La Consulta si esprime sul giudizio di ammissibilità dopo che la richiesta di referendum è stata ritenuta regolare dall’Ufficio centrale presso la Corte di cassazione. E il referendum si può indire solo se la Corte lo giudica ammissibile. Le sue decisioni in materia sono state spesso al centro dell’attenzione e della politica. Non solo per l’oggetto dei referendum proposti ma anche per gli effetti che essi possono produrre sulla vita politica e parlamentare.
Il voto sui vari referendum verrà svolto entro la fine della primavera 2022
La legge stabilisce che le richieste di referendum siano esaminate dalla Corte costituzionale entro il mese di gennaio, per arrivare alla consultazione sui referendum ammessi, in una data compresa fra il 15 aprile e il 15 giugno. In ogni caso la data che proporrà il governo non potrà essere coincidente con quella delle elezioni comunali (Genova, Palermo, L’Aquila e Catanzaro in testa).

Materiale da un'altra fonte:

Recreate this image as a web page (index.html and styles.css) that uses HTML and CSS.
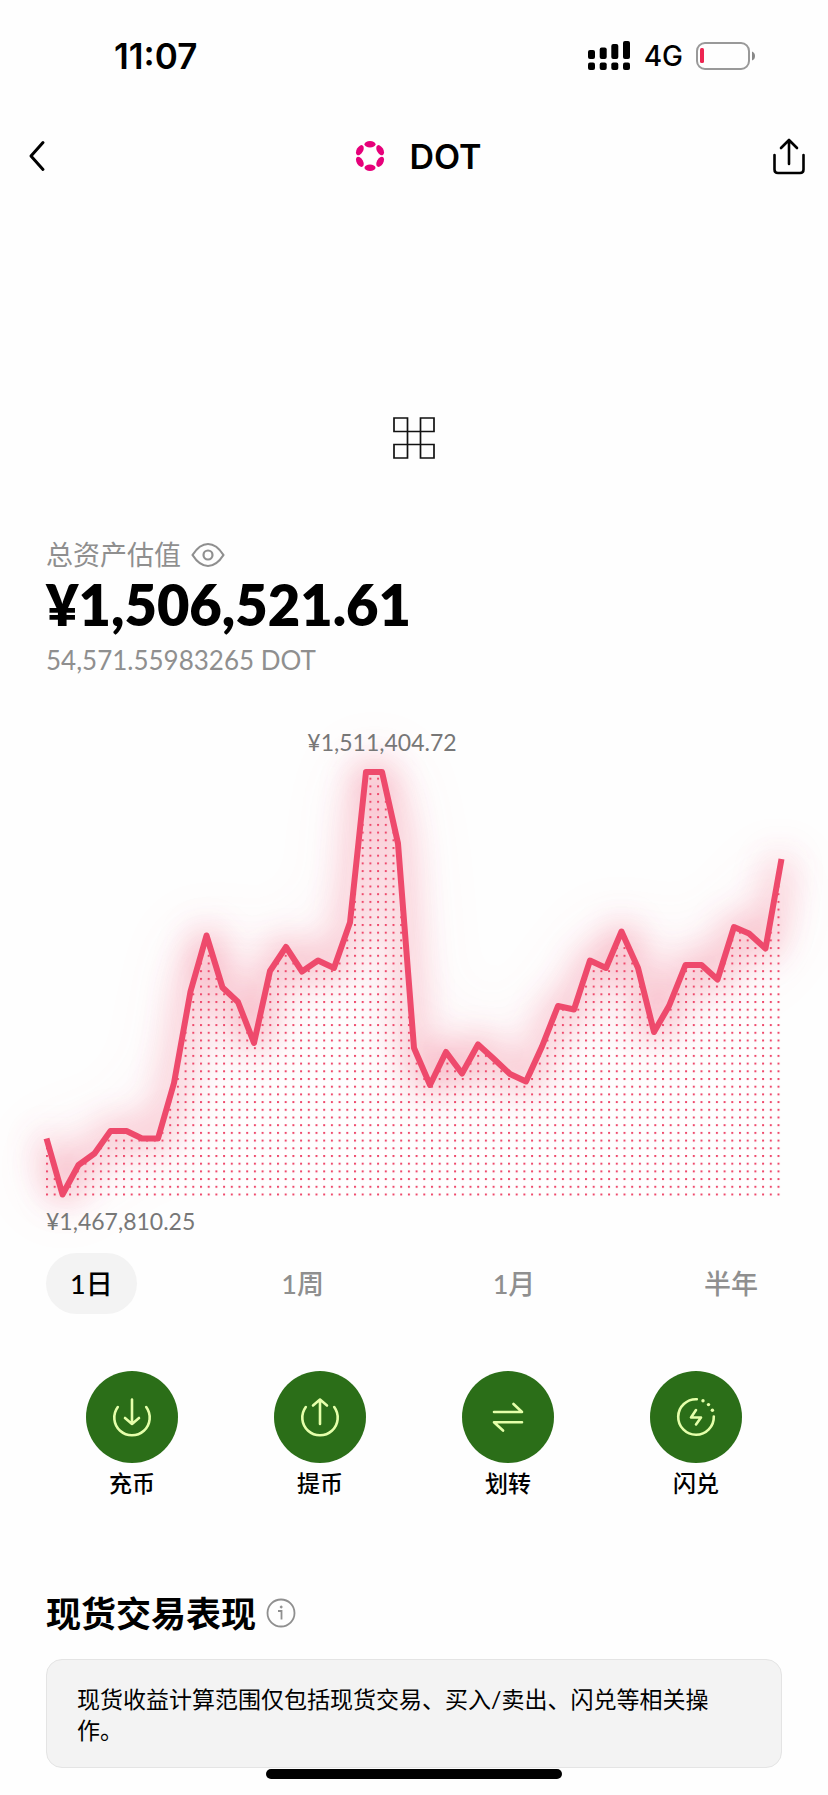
FILE: index.html
```html
<!DOCTYPE html>
<html lang="zh-CN">
<head>
<meta charset="utf-8">
<meta name="viewport" content="width=device-width, initial-scale=1">
<title>DOT</title>
<link rel="stylesheet" href="styles.css">
</head>
<body>
<div class="status-bar">
  <time class="clock">11:07</time>
  <div class="status-icons">
    <svg class="signal" viewBox="0 0 43 30" width="43" height="30" aria-hidden="true">
      <rect x="0" y="9" width="7" height="9" rx="2"/><rect x="11.7" y="6.500" width="7" height="11.500" rx="2"/><rect x="23.300" y="3" width="7" height="15" rx="2"/><rect x="35" y="0" width="7" height="18" rx="2"/>
      <rect x="0" y="21.500" width="7" height="7.500" rx="2"/><rect x="11.7" y="21.500" width="7" height="7.500" rx="2"/><rect x="23.300" y="21.500" width="7" height="7.500" rx="2"/><rect x="35" y="21.500" width="7" height="7.500" rx="2"/>
    </svg>
    <span class="network">4G</span>
    <svg class="battery" viewBox="0 0 60 28" width="60" height="28" aria-hidden="true">
      <rect x="1" y="1" width="52" height="26" rx="8" fill="none" stroke="#999" stroke-width="2"/>
      <rect x="4" y="6" width="4" height="15" rx="1.500" fill="#ed2551"/>
      <path d="M56 9.500q3 1 3 4.500t-3 4.500z" fill="#888"/>
    </svg>
  </div>
</div>

<header class="nav">
  <button class="nav-button" type="button" aria-label="返回">
    <svg viewBox="0 0 18 32" width="18" height="32"><path d="M15 2.500L3 16L15 29.500" fill="none" stroke="#000" stroke-width="3" stroke-linecap="round" stroke-linejoin="round"/></svg>
  </button>
  <h1 class="nav-title">
    <svg viewBox="-18 -18 36 36" width="36" height="36" fill="#e6007a" aria-hidden="true">
      <ellipse cx="0" cy="-11.700" rx="5.500" ry="3.200"/>
      <ellipse cx="0" cy="11.700" rx="5.500" ry="3.200"/>
      <ellipse cx="0" cy="-11.700" rx="5.500" ry="3.200" transform="rotate(60)"/>
      <ellipse cx="0" cy="-11.700" rx="5.500" ry="3.200" transform="rotate(120)"/>
      <ellipse cx="0" cy="-11.700" rx="5.500" ry="3.200" transform="rotate(240)"/>
      <ellipse cx="0" cy="-11.700" rx="5.500" ry="3.200" transform="rotate(300)"/>
    </svg>
    DOT
  </h1>
  <button class="nav-button nav-button-end" type="button" aria-label="分享">
    <svg viewBox="0 0 34 38" width="34" height="38" fill="none" stroke="#000" stroke-width="2.600" stroke-linecap="round" stroke-linejoin="round"><path d="M2.500 18V32.500q0 3.500 3.500 3.500H28q3.500 0 3.500-3.500V18M17 27V3M9 11L17 3L25 11"/></svg>
  </button>
</header>

<main>
  <div class="loader" role="status" aria-label="加载中">
    <svg viewBox="0 0 42 42" width="42" height="42" fill="none" stroke="#111" stroke-width="1.700"><path d="M1 1H14.500V14.500H1zM27.500 1H41V14.500H27.500zM1 27.500H14.500V41H1zM27.500 27.500H41V41H27.500zM14.500 14.500H27.500V27.500H14.500z"/></svg>
  </div>

  <section class="balance">
    <div class="balance-label">
      总资产估值
      <button class="icon-button" type="button" aria-label="隐藏金额">
        <svg viewBox="0 0 34 26" width="34" height="26" fill="none" stroke="#8f8f8f" stroke-width="2.200" stroke-linejoin="round"><path d="M1.500 13C6 6 11 2 17 2S28 6 32.500 13C28 20 23 24 17 24S6 20 1.500 13z"/><circle cx="17" cy="13" r="4.500"/></svg>
      </button>
    </div>
    <p class="balance-value">¥1,506,521.61</p>
    <p class="balance-sub">54,571.55983265 DOT</p>
  </section>

  <svg class="chart" viewBox="0 676 828 564" role="img" aria-label="资产走势">
    <defs>
      <pattern id="dots" x="46" y="1193.500" width="7.700" height="7.700" patternUnits="userSpaceOnUse">
        <rect width="2" height="2" fill="#ee4a6c"/>
      </pattern>
      <filter id="glow" filterUnits="userSpaceOnUse" x="-100" y="600" width="1028" height="760"><feGaussianBlur stdDeviation="18"/></filter>
      <filter id="haze" filterUnits="userSpaceOnUse" x="-100" y="600" width="1028" height="760"><feGaussianBlur stdDeviation="36"/></filter>
      <path id="trend" d="M46.500 1138.500L62.500 1194.500L78.500 1165L94.500 1153.500L110.500 1131L126.500 1131L142 1138.500L158 1138.500L174 1083L190.500 991.500L206.500 935.500L222.500 987.500L238 1002L254 1043L270 971L286 947L302 971.500L318 960.500L334 968L350 922.500L366 772L382 772L398 843.500L414 1048L430 1085L446 1052L462 1073.500L478 1044.500L494 1059L510 1074L526 1081.500L542 1046.500L558 1006L574 1009.500L590 960.500L606 968L621.500 931.500L638 968L654 1032L669 1006L685.500 965L701.500 965L717.500 979.500L734 927L749 933.500L765.500 948.500L781.500 859"/>
    </defs>
    <use href="#trend" class="trend-haze" filter="url(#haze)"/>
    <use href="#trend" class="trend-glow" filter="url(#glow)"/>
    <path fill="url(#dots)" d="M46 1138.500L62.500 1194.500L78.500 1165L94.500 1153.500L110.500 1131L126.500 1131L142 1138.500L158 1138.500L174 1083L190.500 991.500L206.500 935.500L222.500 987.500L238 1002L254 1043L270 971L286 947L302 971.500L318 960.500L334 968L350 922.500L366 772L382 772L398 843.500L414 1048L430 1085L446 1052L462 1073.500L478 1044.500L494 1059L510 1074L526 1081.500L542 1046.500L558 1006L574 1009.500L590 960.500L606 968L621.500 931.500L638 968L654 1032L669 1006L685.500 965L701.500 965L717.500 979.500L734 927L749 933.500L765.500 948.500L781.500 859V1196H46z"/>
    <use href="#trend" class="trend-line"/>
    <text class="chart-label" x="382" y="751" text-anchor="middle">¥1,511,404.72</text>
    <text class="chart-label" x="46" y="1230">¥1,467,810.25</text>
  </svg>

  <nav class="ranges" aria-label="时间范围">
    <button class="range range-active" type="button" aria-pressed="true">1日</button>
    <button class="range" type="button">1周</button>
    <button class="range" type="button">1月</button>
    <button class="range" type="button">半年</button>
  </nav>

  <div class="actions">
    <button class="action" type="button">
      <span class="action-icon"><svg viewBox="0 0 92 92"><path d="M31.800 36A17.700 17.700 0 1 0 60.200 36M46 28.500V53M39 47L46 53L53 47"/></svg></span>
      充币
    </button>
    <button class="action" type="button">
      <span class="action-icon"><svg viewBox="0 0 92 92"><path d="M31.800 36A17.700 17.700 0 1 0 60.200 36M46 53V28.500M39 34.500L46 28.500L53 34.500"/></svg></span>
      提币
    </button>
    <button class="action" type="button">
      <span class="action-icon"><svg viewBox="0 0 92 92"><path d="M32 41H60L51.500 33M60 51.300H32L41 59.500"/></svg></span>
      划转
    </button>
    <button class="action" type="button">
      <span class="action-icon"><svg viewBox="0 0 92 92"><path d="M46.800 28.200A17.800 17.800 0 1 0 63.800 45.500M46 39L41 46.500H51L46 53.500"/><g class="action-dots"><circle cx="53" cy="29.700" r="1.700"/><circle cx="58.500" cy="33.600" r="1.700"/><circle cx="62.400" cy="39.300" r="1.700"/></g></svg></span>
      闪兑
    </button>
  </div>

  <section class="performance">
    <h2 class="section-title">
      现货交易表现
      <button class="icon-button" type="button" aria-label="说明">
        <svg viewBox="0 0 30 30" width="30" height="30" fill="none" stroke="#8f8f8f" stroke-width="1.800"><circle cx="15" cy="15" r="13.500"/><path d="M12 13H15.500V21.500"/><circle cx="15.200" cy="9" r="1" fill="#8f8f8f" stroke-width="1"/></svg>
      </button>
    </h2>
    <p class="notice">现货收益计算范围仅包括现货交易、买入/卖出、闪兑等相关操作。</p>
  </section>
</main>
<div class="home-indicator"></div>
</body>
</html>
```

FILE: styles.css
```css
* {
  box-sizing: border-box;
}

body {
  margin: 0;
  background: #fefefe;
  color: #000;
  font-family: Lato, "Noto Sans CJK SC", sans-serif;
}

h1, h2, p {
  margin: 0;
}

button {
  padding: 0;
  border: 0;
  background: none;
  color: inherit;
  font: inherit;
}

svg {
  display: block;
}

.status-bar {
  display: flex;
  align-items: center;
  justify-content: space-between;
  height: 112px;
  padding: 0 72px 0 114px;
  font-family: Inter, sans-serif;
}

.clock {
  font-size: 35px;
  font-weight: 600;
}

.status-icons {
  display: flex;
  align-items: center;
  gap: 13px;
}

.network {
  font-size: 28px;
  font-weight: 500;
}

.nav {
  display: grid;
  grid-template-columns: 1fr auto 1fr;
  align-items: center;
  height: 88px;
  padding: 0 22px 0 28px;
}

.nav-button {
  justify-self: start;
}

.nav-button-end {
  justify-self: end;
}

.nav-title {
  display: flex;
  align-items: center;
  gap: 21px;
  font-family: Inter, sans-serif;
  font-size: 34px;
  font-weight: 600;
}

.loader {
  display: flex;
  justify-content: center;
  padding: 217px 0 80px;
}

.balance {
  padding: 0 46px;
}

.balance-label {
  display: flex;
  align-items: center;
  gap: 10px;
  color: #8f8f8f;
  font-size: 27px;
  line-height: 32px;
}

.balance-value {
  font-size: 56px;
  font-weight: 800;
  line-height: 68px;
}

.balance-sub {
  padding-top: 5px;
  color: #8f8f8f;
  font-size: 26px;
  line-height: 32px;
}

.chart {
  width: 100%;
  height: auto;
  overflow: visible;
}

.trend-line,
.trend-glow,
.trend-haze {
  fill: none;
  stroke: #ee4a6c;
  stroke-linejoin: round;
}

.trend-line {
  stroke-width: 6px;
}

.trend-glow {
  stroke-width: 11px;
  opacity: 0.65;
}

.trend-haze {
  stroke-width: 10px;
  opacity: 0.25;
}

.chart-label {
  fill: #777;
  font-size: 23px;
}

.ranges {
  display: flex;
  justify-content: space-between;
  padding: 13px 46px 0;
}

.range {
  height: 61px;
  padding: 0 24px 2px;
  border-radius: 31px;
  color: #8f8f8f;
  font-size: 27px;
  font-weight: 500;
}

.range-active {
  background: #f3f3f3;
  color: #000;
}

.actions {
  display: grid;
  grid-template-columns: repeat(4, 1fr);
  padding: 57px 38px 0;
}

.action {
  display: flex;
  flex-direction: column;
  align-items: center;
  gap: 6px;
  font-size: 23px;
  font-weight: 500;
  line-height: 28px;
}

.action-icon {
  width: 92px;
  height: 92px;
  border-radius: 50%;
  background: #2b6e18;
}

.action-icon path {
  fill: none;
  stroke: #e5ffaa;
  stroke-width: 2.6px;
  stroke-linecap: round;
  stroke-linejoin: round;
}

.action-dots {
  fill: #e5ffaa;
}

.performance {
  padding: 94px 46px 27px;
}

.section-title {
  display: flex;
  align-items: center;
  gap: 10px;
  font-size: 35px;
  font-weight: 700;
  line-height: 44px;
}

.notice {
  margin-top: 24px;
  padding: 24px 30px 21px;
  border: 1px solid #e4e4e4;
  border-radius: 16px;
  background: #f3f3f3;
  font-size: 23px;
  line-height: 31px;
}

.home-indicator {
  position: fixed;
  bottom: 16px;
  left: 50%;
  width: 296px;
  height: 10px;
  margin-left: -148px;
  border-radius: 5px;
  background: #000;
}
```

Questo perché la disciplina costituzionale del referendum abrogativo consente all’elettore tre possibilità: non solo il voto favorevole o contrario all’abrogazione, ma anche l’astensione. E anche quest’ultimo modo di esprimere la propria volontà di voto deve rimanere segreto. Affinché il referendum abrogativo sia valido, infatti, è necessario che partecipi la metà più uno degli aventi diritto al voto. Se, invece, l’elettore venisse “costretto” a dichiarare al presidente di seggio di volersi astenere, questa volontà non sarebbe più tutelata (in un certo senso) dal “segreto dell’urna”. Niente accorpamento, quindi.